> [TASK STATEMENT] Gather all lines in the entries that include the word "components".

===== MATERIAL FOR THE TASK =====

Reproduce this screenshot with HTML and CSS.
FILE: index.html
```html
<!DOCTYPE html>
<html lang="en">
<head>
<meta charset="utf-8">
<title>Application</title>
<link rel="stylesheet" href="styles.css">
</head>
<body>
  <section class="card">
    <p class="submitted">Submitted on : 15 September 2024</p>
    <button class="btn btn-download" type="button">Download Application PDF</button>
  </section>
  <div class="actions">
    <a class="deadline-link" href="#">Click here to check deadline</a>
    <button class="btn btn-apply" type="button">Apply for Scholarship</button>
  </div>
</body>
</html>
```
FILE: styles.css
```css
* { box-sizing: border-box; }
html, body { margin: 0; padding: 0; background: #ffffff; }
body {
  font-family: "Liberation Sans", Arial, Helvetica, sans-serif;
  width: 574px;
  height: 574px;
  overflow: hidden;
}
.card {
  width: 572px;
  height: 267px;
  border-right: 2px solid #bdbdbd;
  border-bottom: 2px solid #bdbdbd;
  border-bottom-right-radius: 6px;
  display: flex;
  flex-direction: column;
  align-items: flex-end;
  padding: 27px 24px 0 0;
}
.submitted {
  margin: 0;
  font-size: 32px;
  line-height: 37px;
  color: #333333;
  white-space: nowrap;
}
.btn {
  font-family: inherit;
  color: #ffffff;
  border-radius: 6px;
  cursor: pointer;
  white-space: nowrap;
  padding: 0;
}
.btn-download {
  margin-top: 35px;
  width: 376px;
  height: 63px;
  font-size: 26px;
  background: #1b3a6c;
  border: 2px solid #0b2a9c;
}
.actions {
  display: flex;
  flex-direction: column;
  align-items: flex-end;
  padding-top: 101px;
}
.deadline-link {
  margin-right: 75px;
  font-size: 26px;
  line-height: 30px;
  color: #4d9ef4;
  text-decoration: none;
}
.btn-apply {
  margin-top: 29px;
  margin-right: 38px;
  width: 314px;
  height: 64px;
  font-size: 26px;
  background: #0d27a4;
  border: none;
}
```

=====
===== MATERIAL FOR THE TASK =====

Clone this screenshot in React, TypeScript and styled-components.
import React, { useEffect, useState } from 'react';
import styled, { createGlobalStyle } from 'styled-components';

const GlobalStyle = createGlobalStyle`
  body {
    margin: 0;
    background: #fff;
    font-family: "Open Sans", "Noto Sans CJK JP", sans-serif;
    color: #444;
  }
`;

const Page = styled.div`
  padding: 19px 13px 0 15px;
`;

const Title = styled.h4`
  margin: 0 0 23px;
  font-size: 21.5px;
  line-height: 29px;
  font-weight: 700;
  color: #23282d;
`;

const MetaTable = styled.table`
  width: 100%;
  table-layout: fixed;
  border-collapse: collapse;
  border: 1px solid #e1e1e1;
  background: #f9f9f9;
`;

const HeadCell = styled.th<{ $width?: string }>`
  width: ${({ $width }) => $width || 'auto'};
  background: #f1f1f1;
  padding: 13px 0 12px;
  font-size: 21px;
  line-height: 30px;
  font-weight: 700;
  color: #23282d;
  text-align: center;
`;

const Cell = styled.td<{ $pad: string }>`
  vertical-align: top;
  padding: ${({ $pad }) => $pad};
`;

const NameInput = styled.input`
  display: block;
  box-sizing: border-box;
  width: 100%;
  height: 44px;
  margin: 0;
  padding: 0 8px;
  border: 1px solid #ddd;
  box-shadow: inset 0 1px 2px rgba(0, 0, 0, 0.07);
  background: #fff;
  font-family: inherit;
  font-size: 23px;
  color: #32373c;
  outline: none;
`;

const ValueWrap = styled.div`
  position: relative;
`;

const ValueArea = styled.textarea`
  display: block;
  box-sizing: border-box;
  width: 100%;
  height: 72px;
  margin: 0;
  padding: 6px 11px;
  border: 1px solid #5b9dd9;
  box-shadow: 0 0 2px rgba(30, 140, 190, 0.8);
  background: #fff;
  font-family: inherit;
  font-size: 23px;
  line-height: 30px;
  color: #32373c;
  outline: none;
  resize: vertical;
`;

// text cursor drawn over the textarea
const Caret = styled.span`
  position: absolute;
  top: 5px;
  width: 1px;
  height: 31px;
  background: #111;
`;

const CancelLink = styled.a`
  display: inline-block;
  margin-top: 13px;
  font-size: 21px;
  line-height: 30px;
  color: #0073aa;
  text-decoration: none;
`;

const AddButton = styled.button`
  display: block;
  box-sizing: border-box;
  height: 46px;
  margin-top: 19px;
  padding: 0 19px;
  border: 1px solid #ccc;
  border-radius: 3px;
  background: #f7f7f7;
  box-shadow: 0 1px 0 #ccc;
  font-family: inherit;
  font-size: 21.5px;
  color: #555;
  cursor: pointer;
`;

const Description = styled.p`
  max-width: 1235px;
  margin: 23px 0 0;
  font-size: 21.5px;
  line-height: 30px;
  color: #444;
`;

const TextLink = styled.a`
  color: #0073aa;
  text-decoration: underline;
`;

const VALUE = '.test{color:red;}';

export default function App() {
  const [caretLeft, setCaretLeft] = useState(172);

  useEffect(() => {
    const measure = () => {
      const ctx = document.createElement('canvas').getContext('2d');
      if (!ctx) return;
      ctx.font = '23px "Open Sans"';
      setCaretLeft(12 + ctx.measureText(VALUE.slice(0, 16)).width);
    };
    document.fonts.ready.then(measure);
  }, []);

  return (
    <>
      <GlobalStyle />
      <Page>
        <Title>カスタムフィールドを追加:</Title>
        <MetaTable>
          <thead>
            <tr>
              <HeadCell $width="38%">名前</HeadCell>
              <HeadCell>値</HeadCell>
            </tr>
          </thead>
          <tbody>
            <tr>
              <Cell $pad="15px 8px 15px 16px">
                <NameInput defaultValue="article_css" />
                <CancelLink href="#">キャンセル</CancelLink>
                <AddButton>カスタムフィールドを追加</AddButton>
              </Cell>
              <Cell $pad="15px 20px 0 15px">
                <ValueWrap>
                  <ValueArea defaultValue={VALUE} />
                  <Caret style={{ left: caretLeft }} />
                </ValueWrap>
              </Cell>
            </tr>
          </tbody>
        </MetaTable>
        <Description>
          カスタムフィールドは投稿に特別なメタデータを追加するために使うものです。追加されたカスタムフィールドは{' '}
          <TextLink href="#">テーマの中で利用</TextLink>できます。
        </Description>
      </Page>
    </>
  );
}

=====

> [THE RESPONSE]
Clone this screenshot in React, TypeScript and styled-components.
import styled, { createGlobalStyle } from 'styled-components';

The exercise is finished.